In my proof, I got to:
$$\int_\Omega f d \mu = \int_{\mathbb{R}^+} \mu \{f \geq t\} \lambda(dt)$$ where the latter is a lebesgue integral, so it suffices for me to show that
$$\int_\mathbb{R^+} \mu \{f \geq t\} \lambda (dt) = \int_{0}^\infty \mu \{f \geq t\} dt$$
I know that if the latter Riemann integral exists, the function under the integrand is lebesgue-integrable and the integrals coincide.

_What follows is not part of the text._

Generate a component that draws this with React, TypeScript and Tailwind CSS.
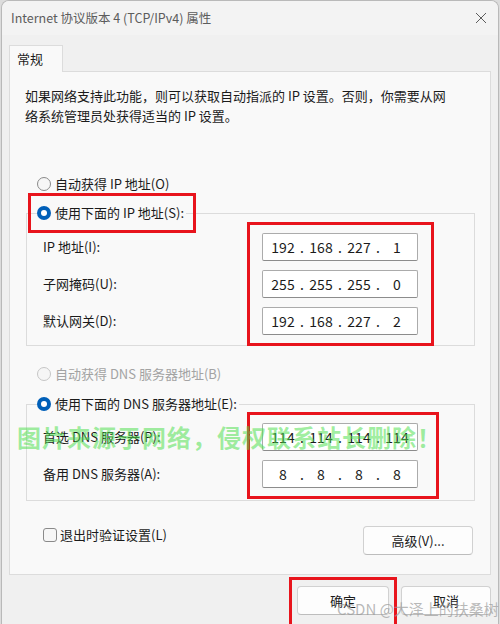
import React from "react";

const FONT = '"Noto Sans CJK SC", "Noto Sans", "Liberation Sans", sans-serif';

const Radio = ({
  checked,
  disabled,
  label,
}: {
  checked?: boolean;
  disabled?: boolean;
  label: string;
}) => (
  <span className="flex h-[20px] items-center gap-[4px]">
    {checked ? (
      <span className="flex h-[14px] w-[14px] items-center justify-center rounded-full bg-[#005fb8]">
        <span className="h-[6px] w-[6px] rounded-full bg-white" />
      </span>
    ) : (
      <span
        className={`h-[14px] w-[14px] rounded-full border bg-[#f6f6f6] ${
          disabled ? "border-[#c6c6c6]" : "border-[#8a8a8a]"
        }`}
      />
    )}
    <span className={`text-[13px] ${disabled ? "text-[#a3a3a3]" : "text-[#1b1b1b]"}`}>
      {label}
    </span>
  </span>
);

const IpField = ({ parts }: { parts: string[] }) => (
  <div className="flex h-[28px] w-[156px] items-center rounded-[2px] border border-[#ababab] border-b-[#8c8c8c] bg-white pl-[6px] text-[14px] text-[#1b1b1b]">
    {parts.map((p, i) => (
      <React.Fragment key={i}>
        <span className="w-[28px] text-center">{p}</span>
        {i < 3 && <span className="w-[10px] text-center">.</span>}
      </React.Fragment>
    ))}
  </div>
);

const Row = ({ label, parts }: { label: string; parts: string[] }) => (
  <div className="flex items-center">
    <span className="w-[225px] flex-none pl-[6px] text-[13px] text-[#1b1b1b]">{label}</span>
    <IpField parts={parts} />
  </div>
);

const Button = ({ label, w }: { label: string; w: string }) => (
  <button
    type="button"
    className={`${w} h-[29px] rounded-[4px] border border-[#d1d1d1] border-b-[#bdbdbd] bg-[#fdfdfd] text-[13px] text-[#1b1b1b]`}
  >
    {label}
  </button>
);

const App = () => {
  return (
    <div className="relative h-[624px] w-[500px] overflow-hidden bg-[#dcdcdc]" style={{ fontFamily: FONT }}>
      <div className="ml-[1px] h-[624px] w-[498px] overflow-hidden rounded-t-[8px] border-x border-t border-[#b9b9b9] bg-[#f0f0f0]">
        <div className="flex h-[34px] items-center justify-between bg-[#f3f3f3] pl-[9px] pr-[10px]">
          <span className="text-[12.5px] text-[#5c5c5c]">Internet 协议版本 4 (TCP/IPv4) 属性</span>
          <svg width="12" height="12" viewBox="0 0 12 12" className="mr-[1px]">
            <path d="M1 1 L11 11 M11 1 L1 11" stroke="#5c5c5c" strokeWidth="1" />
          </svg>
        </div>

        <div className="pl-[7px]">
          <div className="relative z-10 mt-[10px] -mb-[1px] flex h-[27px] w-[54px] items-center border border-b-0 border-[#dcdcdc] bg-[#f9f9f9] pl-[7px] text-[13px] text-[#1b1b1b]">
            常规
          </div>
          <div className="h-[504px] w-[482px] border border-[#dcdcdc] bg-[#f9f9f9] pl-[15px] pt-[14px]">
            <p className="text-[13px] leading-[20px] text-[#1b1b1b]">
              如果网络支持此功能，则可以获取自动指派的 IP 设置。否则，你需要从网
              <br />
              络系统管理员处获得适当的 IP 设置。
            </p>

            <div className="ml-[12px] mt-[48px]">
              <Radio label="自动获得 IP 地址(O)" />
            </div>

            <fieldset className="ml-[1px] mt-[9px] w-[449px] border border-[#dcdcdc] px-[10px] pb-[10px]">
              <legend className="pr-[2px]">
                <Radio checked label="使用下面的 IP 地址(S):" />
              </legend>
              <div className="mt-[10px] flex flex-col gap-[9px]">
                <Row label="IP 地址(I):" parts={["192", "168", "227", "1"]} />
                <Row label="子网掩码(U):" parts={["255", "255", "255", "0"]} />
                <Row label="默认网关(D):" parts={["192", "168", "227", "2"]} />
              </div>
            </fieldset>

            <div className="ml-[12px] mt-[18px]">
              <Radio disabled label="自动获得 DNS 服务器地址(B)" />
            </div>

            <fieldset className="ml-[1px] mt-[10px] w-[449px] border border-[#dcdcdc] px-[10px] pb-[12px]">
              <legend className="pr-[2px]">
                <Radio checked label="使用下面的 DNS 服务器地址(E):" />
              </legend>
              <div className="mt-[9px] flex flex-col gap-[9px]">
                <Row label="首选 DNS 服务器(P):" parts={["114", "114", "114", "114"]} />
                <Row label="备用 DNS 服务器(A):" parts={["8", "8", "8", "8"]} />
              </div>
            </fieldset>

            <div className="ml-[18px] mt-[24px] flex w-[430px] items-start justify-between">
              <span className="flex h-[20px] items-center gap-[3px]">
                <span className="h-[14px] w-[14px] rounded-[3px] border border-[#8a8a8a] bg-[#f6f6f6]" />
                <span className="text-[13px] text-[#1b1b1b]">退出时验证设置(L)</span>
              </span>
              <div className="mt-[1px]">
                <Button label="高级(V)..." w="w-[110px]" />
              </div>
            </div>
          </div>

          <div className="mt-[11px] flex w-[482px] justify-end gap-[12px]">
            <Button label="确定" w="w-[92px]" />
            <Button label="取消" w="w-[90px]" />
          </div>
        </div>
      </div>

      {/* annotations */}
      <div className="absolute left-[28px] top-[193px] h-[40px] w-[168px] border-[3px] border-[#e8141c]" />
      <div className="absolute left-[247px] top-[222px] h-[124px] w-[187px] border-[3px] border-[#e8141c]" />
      <div className="absolute left-[247px] top-[412px] h-[87px] w-[192px] border-[3px] border-[#e8141c]" />
      <div className="absolute left-[289px] top-[577px] h-[60px] w-[108px] border-[3px] border-[#e8141c]" />

      <div className="absolute left-[17px] top-[420px] whitespace-nowrap text-[24px] font-bold leading-[34px] tracking-[1px] text-[#4fe04f]/55">
        图片来源于网络，侵权联系站长删除！
      </div>
      <div className="absolute left-[337px] top-[598px] whitespace-nowrap text-[15px] leading-[22px] text-[#9a9a9a]/70">
        CSDN @大泽上的扶桑树
      </div>
    </div>
  );
};

export default App;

But what if $\int_{0}^\infty \mu \{f \geq t\}dt = \infty$?
Best Answer
First of all, the formula holds only for non-negative functions $f \colon (\Omega,\mathcal{F}) \rightarrow [0,\infty]$. There is a theorem on the relation between Lebesgue- and Riemann-integrals. (For bounded function $g$ on a compact set $[a,b]$ it states: $g$ is Riemann integrable if and only if the set of discontinuity has a measure zero. And both integrals are identitcal.)
The Riemann integral exists on $[0,a]$, because $\mu\{f \ge t\}$ is a monotone function. Thus $$\tag{1}\int_0^a \mu \{f \ge t\} \, d \lambda(t) = \int_0^a \mu \{ f \ge t\} \, d t.$$ So if this term diverges, then $f$ is not Lebesgue-integrable and we have $\int f \, d \lambda = \infty$. On the other $\int f \, d \lambda < \infty$ implies that (1) is bounded. Therefore, as a monotone sequence, it is already convergent.